A few years ago I woke up from a terrible nightmare of a carriage horse in the city falling down, it was just a nightmare, but it was so visceral I called Emerson and told her to drop what she was doing, we were going to Boston. We went to Boston to see the carriage horses and the people I knew who worked with them, to make sure they were all alright. On seeing this horse, we call Blitz, for the first time, Emerson broke down crying. Most of the carriage horses are kept in good condition, but he was visibly struggling. He is old, broken, covered in sores and struggling to keep the weight on. We let the workers there know that when he was ready to retire, to call me before bringing him to auction. Luckily his caring driver remembered me when the day came that he was ready to ship out.

Our barn was full when I got the phone call, we had no spare stalls and winter was rapidly approaching. We only had until Saturday to figure something out, but we all knew we had to make this work. So we went out and found a pre-built shed 12x16 and got them to deliver it before the week was up! The ponies, Punk and Marshmallow, got their own love-shack with their own little track paddock. This emptied a stall for Blitz to move in, just in the nick of time! We picked him up that weekend. While he still had some sores he was looking better than the winter when we'd seen him last, but still substantially underweight. After a thorough vet-check we discovered he's missing most of the teeth on one side of his face, explaining why it was so hard for him to keep his weight up. So now he gets soup! A mix of timothy hay pellets, beet pulp, and rice bran along with his ration balancer. He put the weight on nicely and is beginning to open up.

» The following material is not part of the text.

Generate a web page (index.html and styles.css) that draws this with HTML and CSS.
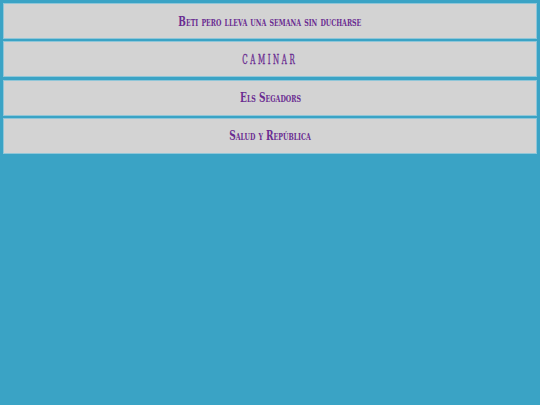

As Blitz settled into country life, we realized that during the time he spent in the city, he was rather shut down. He taught me a lot about how much a horse can bury their feelings, he worked very well in the city, never spooking, but he was actively not in his own mind. He was just so overwhelmed, he clocked out. Once allowed to have emotions again and express himself, he's actually, genuinely afraid of almost everything. With his blinders off (literally and figuratively) he is re-learning to experience the world. He is learning to be curious and enjoy play, rather than cautious and nervous.

He has a few wonderful young friends who are helping him learn to love life!